4. Gülşen bize “nasıl güzel özür dilenir”i ders verir gibi gösterdi. Son derece net, pürüzsüz, dolandırmadan bir özür bu. Üstelik dik duruşundan zerre ödün vermeden…Geçen sene Ordu’da çorabına laf edene karşı nasıl anında tavır aldıysa, kılık kıyafetini asla tartışmaya açmadıysa, LGBTI bayrağını nasıl salladıysa, aynı cesareti özür dileme konusunda da gösterdi. Amacım burada Gülşen’e methiyeler düzmek değil, elbette hataları vardır, olacaktır da…Ancak son dönemlerde sahalarda görmeyi arzu edip de bulamadığımız bir dik duruş hikayesinin olduğu kesin. Hani asla ve asla özür dilemeyenler var ya; bütün kurumsal şirketler, halkla ilişkiler firmaları ve siyasetçilerin Gülşen’in bu özür mektubunu okuyup, “krizde nasıl pozisyon alınır, itibar yönetilir, nasıl düzgün özür dilenir” meselesini tartışması, ders alması gerekiyor. Hapse girmiş olması; krizi yönetemediğini değil, iktidarın bu dik duruşa karşı nasıl da çaresiz kaldığını gösteriyor.

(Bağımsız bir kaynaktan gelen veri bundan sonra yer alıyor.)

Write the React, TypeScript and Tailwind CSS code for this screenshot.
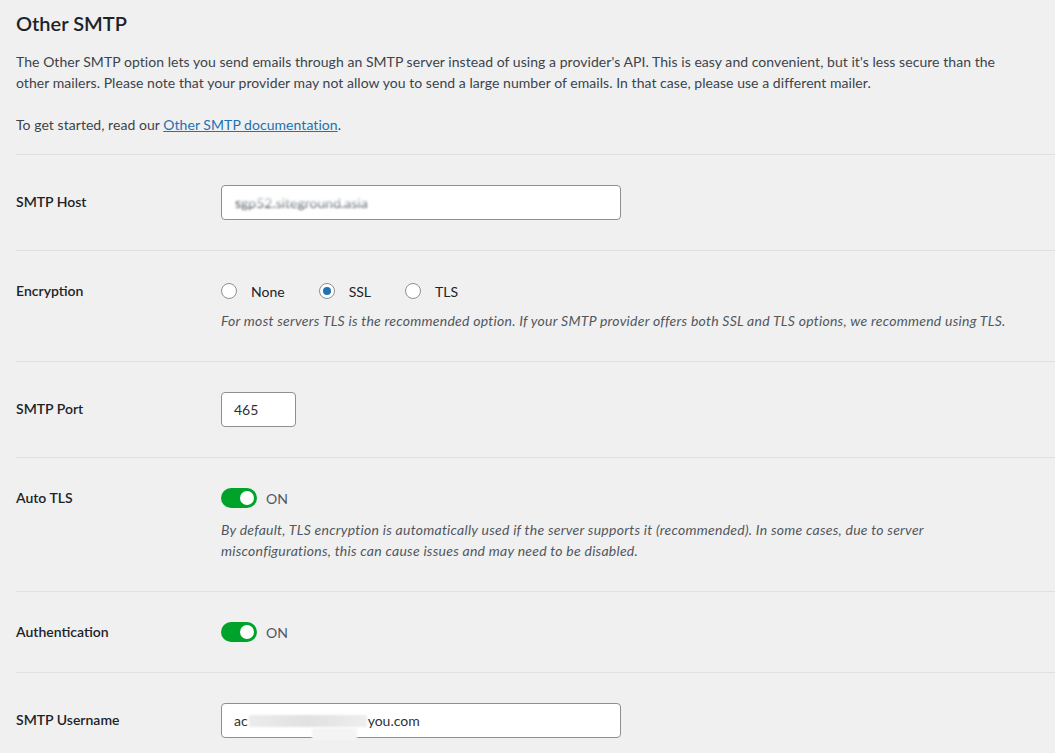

5. Gülşen vakası bize muhalefetin bir bölümünün nasıl da yalpaladığını gösterdi. Özgür Özel’inden Yeniden Refah Partisi’ne kadar bir kesim muhalefetin, asgari demokrasi bilinci ve hukuk inancının yoksunluğu, gelecek için umut kırıcı oldu. Hukukun üstünlüğüne vurgu yerine lafı dolandırarak pozisyon almanın sosyal demokrat ürkekliği, sosyal medyada ifadesini bulan toplumsal muhalefetin direnci karşısında bir kez daha yenildi.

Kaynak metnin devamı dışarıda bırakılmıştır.